PPC64 / LuaJIT

LuaJIT v2.1 branch port to PPC64 (see ppc64-port branch) - See the Wiki for current status.
Other
10 stars 6 forks source link

Segfault on Power9 architecture #3

Open elliottslaughter opened 6 years ago

elliottslaughter commented 6 years ago

Hi,

I'm wondering if anyone here would be interested in helping to debug a segfault that's occurring with this fork on the Power9 architecture. I can't prove that this is LuaJIT's fault, but I'm tearing my hear out trying to figure out what's going wrong. Backtrace for the crash looks like:

Program received signal SIGSEGV, Segmentation fault.
0x0000000012f73600 in lj_BC_CALLT ()
Missing separate debuginfos, use: debuginfo-install libgcc-4.8.5-28.el7.ppc64le libstdc++-4.8.5-28.el7.ppc64le zlib-1.2.7-17.el7.ppc64le
(gdb) where
#0  0x0000000012f73600 in lj_BC_CALLT ()
#1  0x0000000012f1b2b4 in lua_pcall (L=0x200000070378, nargs=10, nresults=-1, errfunc=1) at lj_api.c:1129
#2  0x00000000103cdd48 in docall (L=0x200000070378, narg=10, clear=0) at src/main.cpp:332
#3  0x00000000103cceb0 in main (argc=13, argv=0x7fffffffd3c8) at src/main.cpp:109

(In a debugger for clarity, though of course it happens without the debugger too.)
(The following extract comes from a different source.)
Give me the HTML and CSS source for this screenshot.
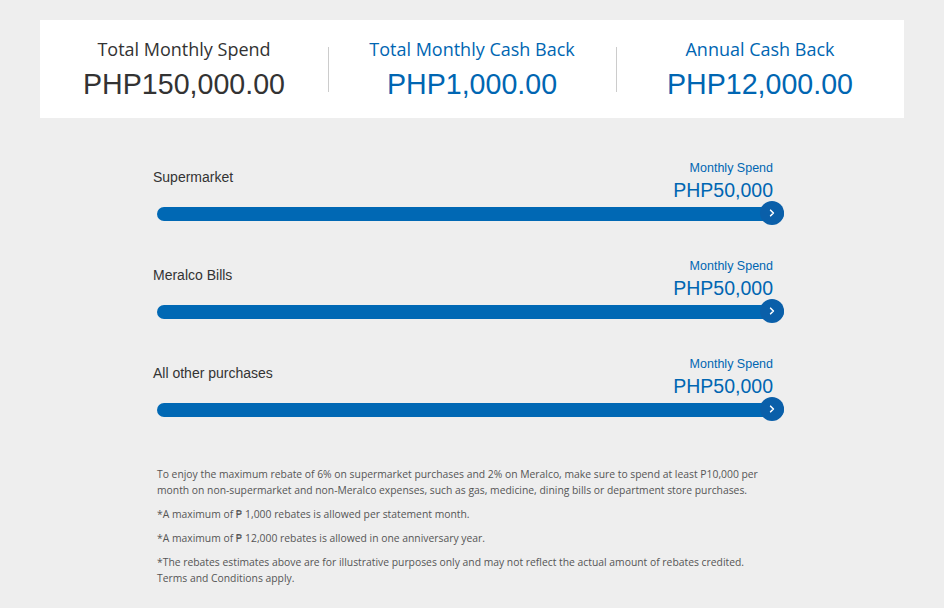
FILE: index.html
```html
<!DOCTYPE html>
<html>
<head>
<meta charset="utf-8">
<link rel="stylesheet" href="styles.css">
</head>
<body>
<div class="page">
  <div class="summary">
    <div class="stat">
      <div class="stat-title">Total Monthly Spend</div>
      <div class="stat-value">PHP150,000.00</div>
    </div>
    <div class="stat stat-blue">
      <div class="stat-title">Total Monthly Cash Back</div>
      <div class="stat-value">PHP1,000.00</div>
    </div>
    <div class="stat stat-blue">
      <div class="stat-title">Annual Cash Back</div>
      <div class="stat-value">PHP12,000.00</div>
    </div>
  </div>

  <div class="sliders">
    <div class="row">
      <div class="row-head">
        <div class="row-label">Supermarket</div>
        <div class="row-amount">
          <div class="amount-caption">Monthly Spend</div>
          <div class="amount-value">PHP50,000</div>
        </div>
      </div>
      <div class="track-wrap">
        <div class="track"></div>
        <div class="thumb"><svg width="10" height="10" viewBox="0 0 10 10"><path d="M3.6 2.2 L6.4 5 L3.6 7.8" fill="none" stroke="#fff" stroke-width="1.6" stroke-linecap="round" stroke-linejoin="round"/></svg></div>
      </div>
    </div>
    <div class="row">
      <div class="row-head">
        <div class="row-label">Meralco Bills</div>
        <div class="row-amount">
          <div class="amount-caption">Monthly Spend</div>
          <div class="amount-value">PHP50,000</div>
        </div>
      </div>
      <div class="track-wrap">
        <div class="track"></div>
        <div class="thumb"><svg width="10" height="10" viewBox="0 0 10 10"><path d="M3.6 2.2 L6.4 5 L3.6 7.8" fill="none" stroke="#fff" stroke-width="1.6" stroke-linecap="round" stroke-linejoin="round"/></svg></div>
      </div>
    </div>
    <div class="row">
      <div class="row-head">
        <div class="row-label">All other purchases</div>
        <div class="row-amount">
          <div class="amount-caption">Monthly Spend</div>
          <div class="amount-value">PHP50,000</div>
        </div>
      </div>
      <div class="track-wrap">
        <div class="track"></div>
        <div class="thumb"><svg width="10" height="10" viewBox="0 0 10 10"><path d="M3.6 2.2 L6.4 5 L3.6 7.8" fill="none" stroke="#fff" stroke-width="1.6" stroke-linecap="round" stroke-linejoin="round"/></svg></div>
      </div>
    </div>
  </div>

  <div class="notes">
    <p>To enjoy the maximum rebate of 6% on supermarket purchases and 2% on Meralco, make sure to spend at least P10,000 per month on non-supermarket and non-Meralco expenses, such as gas, medicine, dining bills or department store purchases.</p>
    <p>*A maximum of ₱ 1,000 rebates is allowed per statement month.</p>
    <p>*A maximum of ₱ 12,000 rebates is allowed in one anniversary year.</p>
    <p>*The rebates estimates above are for illustrative purposes only and may not reflect the actual amount of rebates credited. Terms and Conditions apply.</p>
  </div>
</div>
</body>
</html>
```

FILE: styles.css
```css
* { box-sizing: border-box; }
html, body { margin: 0; padding: 0; background: #eeeeee; }
body { width: 944px; height: 608px; overflow: hidden; }

.page { padding: 20px 40px 0 40px; }

.summary {
  display: flex;
  background: #ffffff;
  height: 98px;
  align-items: center;
}
.stat {
  flex: 1 1 0;
  text-align: center;
  color: #333333;
  position: relative;
}
.stat + .stat::before {
  content: "";
  position: absolute;
  left: 0;
  top: 50%;
  height: 45px;
  margin-top: -22px;
  border-left: 1px solid #cccccc;
}
.stat-blue { color: #0066b2; }
.stat-title {
  font-family: "Open Sans", "DejaVu Sans", sans-serif;
  font-size: 18px;
  line-height: 22px;
}
.stat-value {
  font-family: "Liberation Sans", Arial, sans-serif;
  font-size: 28.6px;
  line-height: 32px;
  margin-top: 8px;
}

.sliders {
  margin: 43px 0 0 113px;
  width: 631px;
}
.row { margin-bottom: 34px; }
.row-head {
  display: flex;
  justify-content: space-between;
  align-items: flex-start;
  height: 40px;
  padding-right: 11px;
}
.row-label {
  font-family: "Liberation Sans", Arial, sans-serif;
  font-size: 14px;
  line-height: 17px;
  color: #333333;
  margin-top: 7.5px;
}
.row-amount {
  text-align: right;
  color: #0066b2;
  font-family: "Liberation Sans", Arial, sans-serif;
}
.amount-caption { font-size: 12.5px; line-height: 15px; }
.amount-value { font-size: 19.5px; line-height: 22px; margin-top: 3px; }

.track-wrap {
  position: relative;
  height: 24px;
  display: flex;
  align-items: center;
  padding-left: 4px;
}
.track {
  flex: 1;
  height: 14px;
  background: #0068b4;
  border-radius: 7px;
  margin-top: 2px;
}
.thumb {
  position: absolute;
  right: 0;
  top: 0;
  width: 24px;
  height: 24px;
  border-radius: 50%;
  background: #0a5fa9;
  display: flex;
  align-items: center;
  justify-content: center;
}
.thumb svg { display: block; }

.notes {
  margin: 45px 0 0 117px;
  width: 606px;
  font-family: "Open Sans", "DejaVu Sans", sans-serif;
  font-size: 10.35px;
  line-height: 16px;
  color: #555555;
}
.notes p { margin: 0 0 8px 0; }
```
The program below is fully minimized, i.e. removing any part of the program causes it to stop reproducing:

https://github.com/stanfordhpccenter/soleil-x/blob/minimize-ppc64-crash/src/dom.rg

Furthermore, introducing print statements can cause the crash to move or to disappear entirely.

Based on these symptoms, it sure seems like there has to be some sort of memory corruption going on, but because I can't printf-debug, I'm not even sure where the crash is occurring! (Aside from the backtrace above that seems to indicate it's going somewhere into Lua code.)

You'll note that there are two other languages thrown in the mix here: Terra and Regent. Unfortunately I can't remove these, so I just have to debug around them.

I'd be happy to respond with complete instructions for reproducing, if that would be helpful.

Thanks in advance for any help or advice.

elliottslaughter commented 6 years ago

I am now fairly convinced that this is indeed a bug in this fork, vs Terra or Regent or the application. The most convincing evidence is that my code runs successfully with this alternative fork of LuaJIT:

https://github.com/koriakin/LuaJIT (branch ppc64-ffi)

I'll leave this up for now in case anyone has any interest in continuing to work on this fork.